De joven/adolescente, en una de las primeras cartas conocidas (fechada el 21 de
enero de 1947), donde escribe a su padre: “Tengo doscientos de sueldo y casa,
de modo que mis gastos son en comer y comprar libros con que distraerme”. Son
sólo dos ejemplos tempranos, pero que grafican esa actitud que persiste con el
paso del tiempo. Una década más tarde, en 1956, cuando Guevara es un hombre y
ya lo han apodado Che, aparece nuevamente este “rastro de lectura”. Estando en
Cuba, siendo parte del reducido grupo de guerrilleros que desembarcaron con el
Granma para iniciar la revolución, se encuentra herido. Cree que va a morir, y
entonces, recuerda un relato que ha leído: “Hacer un fuego”, un cuento de Jack
London, tal como él mismo va a narrar en Pasajes de la guerra revolucionaria.

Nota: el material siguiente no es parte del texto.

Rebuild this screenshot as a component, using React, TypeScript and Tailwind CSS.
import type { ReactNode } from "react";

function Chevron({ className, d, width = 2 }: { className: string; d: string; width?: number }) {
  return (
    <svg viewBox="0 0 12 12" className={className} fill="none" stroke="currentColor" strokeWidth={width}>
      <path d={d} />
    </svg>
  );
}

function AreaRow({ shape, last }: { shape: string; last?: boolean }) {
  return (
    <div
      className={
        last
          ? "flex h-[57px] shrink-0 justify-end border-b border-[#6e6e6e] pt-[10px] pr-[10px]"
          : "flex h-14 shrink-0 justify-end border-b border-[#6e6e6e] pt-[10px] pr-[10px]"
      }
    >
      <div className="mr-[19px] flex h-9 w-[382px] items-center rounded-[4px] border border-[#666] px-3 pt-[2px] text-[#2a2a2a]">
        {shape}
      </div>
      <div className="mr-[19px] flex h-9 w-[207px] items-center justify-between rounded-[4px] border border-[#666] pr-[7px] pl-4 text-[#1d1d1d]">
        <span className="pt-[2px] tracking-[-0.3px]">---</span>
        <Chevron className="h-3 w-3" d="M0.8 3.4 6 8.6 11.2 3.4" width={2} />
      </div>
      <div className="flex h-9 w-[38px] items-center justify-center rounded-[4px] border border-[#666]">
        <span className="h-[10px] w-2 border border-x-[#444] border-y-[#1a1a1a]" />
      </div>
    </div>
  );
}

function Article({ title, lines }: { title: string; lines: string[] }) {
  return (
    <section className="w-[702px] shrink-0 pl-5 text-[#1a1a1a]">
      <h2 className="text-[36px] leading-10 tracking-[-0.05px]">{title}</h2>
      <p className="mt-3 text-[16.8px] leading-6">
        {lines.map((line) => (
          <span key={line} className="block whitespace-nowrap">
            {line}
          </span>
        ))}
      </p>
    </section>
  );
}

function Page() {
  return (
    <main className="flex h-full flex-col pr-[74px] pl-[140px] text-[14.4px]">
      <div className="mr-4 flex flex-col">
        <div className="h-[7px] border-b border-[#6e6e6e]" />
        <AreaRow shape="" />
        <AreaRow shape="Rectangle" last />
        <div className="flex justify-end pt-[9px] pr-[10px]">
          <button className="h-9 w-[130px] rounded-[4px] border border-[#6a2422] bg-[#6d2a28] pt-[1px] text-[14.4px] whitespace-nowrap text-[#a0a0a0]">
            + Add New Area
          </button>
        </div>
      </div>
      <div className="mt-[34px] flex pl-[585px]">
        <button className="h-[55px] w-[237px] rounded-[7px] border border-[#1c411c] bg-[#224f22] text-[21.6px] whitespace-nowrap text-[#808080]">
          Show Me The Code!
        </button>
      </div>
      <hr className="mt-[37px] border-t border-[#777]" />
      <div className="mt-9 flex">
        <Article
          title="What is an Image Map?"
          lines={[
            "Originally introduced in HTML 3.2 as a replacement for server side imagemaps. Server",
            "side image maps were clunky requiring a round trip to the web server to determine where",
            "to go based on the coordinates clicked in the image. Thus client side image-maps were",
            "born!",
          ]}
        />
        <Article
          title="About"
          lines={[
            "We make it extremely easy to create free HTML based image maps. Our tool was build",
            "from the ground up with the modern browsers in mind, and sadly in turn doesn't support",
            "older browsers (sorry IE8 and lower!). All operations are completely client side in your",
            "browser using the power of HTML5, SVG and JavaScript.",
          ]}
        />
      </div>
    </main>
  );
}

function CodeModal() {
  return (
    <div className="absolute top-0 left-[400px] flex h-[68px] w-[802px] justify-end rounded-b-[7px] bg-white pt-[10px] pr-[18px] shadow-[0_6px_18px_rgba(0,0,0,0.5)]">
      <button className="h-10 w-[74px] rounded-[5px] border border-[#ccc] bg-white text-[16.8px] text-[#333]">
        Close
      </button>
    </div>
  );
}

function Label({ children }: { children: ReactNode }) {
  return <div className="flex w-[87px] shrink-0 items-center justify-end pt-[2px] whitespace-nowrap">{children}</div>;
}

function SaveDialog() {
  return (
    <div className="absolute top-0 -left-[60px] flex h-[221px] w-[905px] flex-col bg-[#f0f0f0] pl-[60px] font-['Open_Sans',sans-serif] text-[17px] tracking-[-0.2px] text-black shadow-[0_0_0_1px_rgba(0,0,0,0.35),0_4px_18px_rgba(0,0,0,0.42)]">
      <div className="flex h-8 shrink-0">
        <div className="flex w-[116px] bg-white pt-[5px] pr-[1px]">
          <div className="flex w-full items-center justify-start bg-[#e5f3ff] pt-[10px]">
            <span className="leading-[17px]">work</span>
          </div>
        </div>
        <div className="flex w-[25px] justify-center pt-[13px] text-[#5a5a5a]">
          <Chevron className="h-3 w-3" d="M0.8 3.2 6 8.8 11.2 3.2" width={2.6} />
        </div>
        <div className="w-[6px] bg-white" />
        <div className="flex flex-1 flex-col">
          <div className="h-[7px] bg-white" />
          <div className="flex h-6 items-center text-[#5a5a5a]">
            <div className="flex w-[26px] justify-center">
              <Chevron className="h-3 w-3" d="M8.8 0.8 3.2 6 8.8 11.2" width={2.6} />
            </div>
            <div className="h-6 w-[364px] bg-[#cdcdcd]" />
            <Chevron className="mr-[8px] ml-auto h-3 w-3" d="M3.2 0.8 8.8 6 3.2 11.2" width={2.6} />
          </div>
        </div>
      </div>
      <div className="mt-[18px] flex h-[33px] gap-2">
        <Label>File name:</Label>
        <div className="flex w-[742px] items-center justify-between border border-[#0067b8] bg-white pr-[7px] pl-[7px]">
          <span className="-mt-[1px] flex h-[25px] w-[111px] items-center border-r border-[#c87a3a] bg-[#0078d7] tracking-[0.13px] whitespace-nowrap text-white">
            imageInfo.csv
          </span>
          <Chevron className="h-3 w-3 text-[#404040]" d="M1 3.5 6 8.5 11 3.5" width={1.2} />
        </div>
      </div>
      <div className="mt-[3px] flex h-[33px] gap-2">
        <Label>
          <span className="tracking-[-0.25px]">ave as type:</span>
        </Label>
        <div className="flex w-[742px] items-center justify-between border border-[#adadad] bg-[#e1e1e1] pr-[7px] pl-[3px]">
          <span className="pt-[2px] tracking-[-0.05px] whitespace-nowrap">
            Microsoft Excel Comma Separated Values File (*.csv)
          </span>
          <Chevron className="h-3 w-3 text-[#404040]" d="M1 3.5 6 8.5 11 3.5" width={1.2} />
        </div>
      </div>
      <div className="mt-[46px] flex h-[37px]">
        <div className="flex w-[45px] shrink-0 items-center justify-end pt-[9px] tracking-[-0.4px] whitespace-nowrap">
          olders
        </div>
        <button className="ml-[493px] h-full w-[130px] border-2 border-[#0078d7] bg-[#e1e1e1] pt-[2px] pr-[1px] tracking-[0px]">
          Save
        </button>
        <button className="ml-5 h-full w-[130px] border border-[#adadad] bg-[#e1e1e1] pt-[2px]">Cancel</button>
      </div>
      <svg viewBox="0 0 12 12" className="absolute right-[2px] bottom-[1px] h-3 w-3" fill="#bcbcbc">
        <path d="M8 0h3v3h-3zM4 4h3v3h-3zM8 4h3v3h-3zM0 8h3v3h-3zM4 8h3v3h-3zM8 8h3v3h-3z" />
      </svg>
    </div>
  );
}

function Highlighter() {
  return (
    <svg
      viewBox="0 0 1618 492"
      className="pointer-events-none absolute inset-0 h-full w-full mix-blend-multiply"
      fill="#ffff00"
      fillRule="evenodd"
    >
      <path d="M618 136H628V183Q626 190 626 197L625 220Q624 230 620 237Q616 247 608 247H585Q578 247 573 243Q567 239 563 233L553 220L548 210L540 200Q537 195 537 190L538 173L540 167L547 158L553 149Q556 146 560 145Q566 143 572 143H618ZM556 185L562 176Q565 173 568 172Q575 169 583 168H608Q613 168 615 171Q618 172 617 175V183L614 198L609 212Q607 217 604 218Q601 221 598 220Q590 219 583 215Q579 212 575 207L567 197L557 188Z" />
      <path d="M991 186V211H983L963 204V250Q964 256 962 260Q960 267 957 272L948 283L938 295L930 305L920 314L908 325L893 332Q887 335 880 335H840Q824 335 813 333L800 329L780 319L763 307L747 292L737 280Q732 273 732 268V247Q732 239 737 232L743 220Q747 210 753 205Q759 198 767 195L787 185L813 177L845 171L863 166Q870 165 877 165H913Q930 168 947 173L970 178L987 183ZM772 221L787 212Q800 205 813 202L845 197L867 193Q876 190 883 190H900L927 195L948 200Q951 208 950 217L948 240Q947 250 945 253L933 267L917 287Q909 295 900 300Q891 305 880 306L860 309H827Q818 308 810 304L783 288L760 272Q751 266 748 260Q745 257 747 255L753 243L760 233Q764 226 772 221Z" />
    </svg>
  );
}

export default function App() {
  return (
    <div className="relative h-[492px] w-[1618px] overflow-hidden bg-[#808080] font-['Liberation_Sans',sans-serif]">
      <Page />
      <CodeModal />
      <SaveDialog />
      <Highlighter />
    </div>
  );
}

La voracidad por la lectura es algo que persiste en Guevara, decíamos.
Tanto en el campo de batalla como en las tareas de construcción cotidiana del
socialismo en Cuba. Tareas que, por cierto, lo consumen, lo agotan, sin dejarle
tiempo, a veces, para sostener una dinámica biológica mínima: comer, dormir...
y sin embargo, la literatura perdura. En la selva boliviana, finalmente,
Guevara tampoco abandonará a la literatura. Al contrario: será su gran
compañera de viaje. “Tiempo antes se había hecho una pequeña biblioteca,
escondida en una gruta, al lado de las reservas de víveres y del puesto
emisor”, recordará el intelectual francés Régis Debray. Ya detenido en Ñancahuazú,
sin fuerzas, sin zapatos, entre lo que queda de su pantalón, Guevara tiene un
cinto. En su costado derecho, colgando de él, un portafolios de cuero. Adentro,
sus libros, y su diario de campaña.
“La vida se completa con un sentido que se toma de lo que se ha leído
en una ficción”, insiste Piglia, subrayando sin embargo que entre la lectura y
la vida práctica se manifiesta una fuerte tensión. Y para graficarla, pone el
ejemplo de la exigencia de movilidad como principio substancial de la guerrilla
y el estacionamiento, la pausa que implica la lectura. “Esta oposición se hace
todavía más visible si pensamos en la figura sedentaria del lector en contraste
con la del guerrillero que marcha. La movilidad constante frente a la lectura
como punto fijo en Guevara”. La experiencia de la lectura emergiendo como un
lastre del pasado, una adicción: “mis dos debilidades fundamentales: el tabaco
y la lectura”, dirá el Che. Por eso Piglia hablará de la lectura como metáfora
de la tensión entre la vida social, política y lo propio, lo privado. Ejemplo:
esa foto en Bolivia, en la que Guevara está subido a un árbol, leyendo, alejado
de los otros. Tensión entre el acto de leer y la acción política, es cierto.
Tanto como que los libros (así como los cuadernos y los lápices o las lapiceras)
se transforman en algo tan importante como su inhalador para el asma: ambos
marcan su ritmo, su cotidianeidad.
Tal vez una apuesta actual sea la de pensar a la lectura y la
escritura desde otro lugar. No como lastre. Tampoco como vicio, entendido en
sentido negativo. Sino más bien a la literatura como alimento espiritual, o como
religión profana. Porque si bien es cierto que la lectura implica cierta pausa,
cierto reposo, también podríamos preguntarnos: ¿quién toma una decisión
importante sin antes pensarla un poco? Y, ese acto de meditación, ¿no es una
pausa? ¿Y esa pausa, no es parte constitutiva del movimiento incesante de la
vida? Por otra parte, sobre todo en las grandes urbes, tenemos al acto de la
lectura también incorporado como parte de nuestra acción cotidiana. ¿O
no leemos gran parte de nuestros libros mientras viajamos, hacemos la cola para
realizar un trámite o comemos algo a las apuradas? Son maneras de leer
diferentes de las “clásicas”, pero que son cada vez más las formas de
leer que encontramos. Además, esa contraposición
acción-reposo, lectura-decisión no deja de tener algo que hace ruido. Es como
si se contrapusiera la batalla al sueño, el comer y beber a la acción directa.
El amor a la revolución. La risa a los horrores de la guerra.
En este sentido, rescato más esa otra idea de Piglia, quien en su
libro Formas breves sostiene: “La literatura permite pensar lo que existe,
pero también lo que se anuncia y todavía no es”.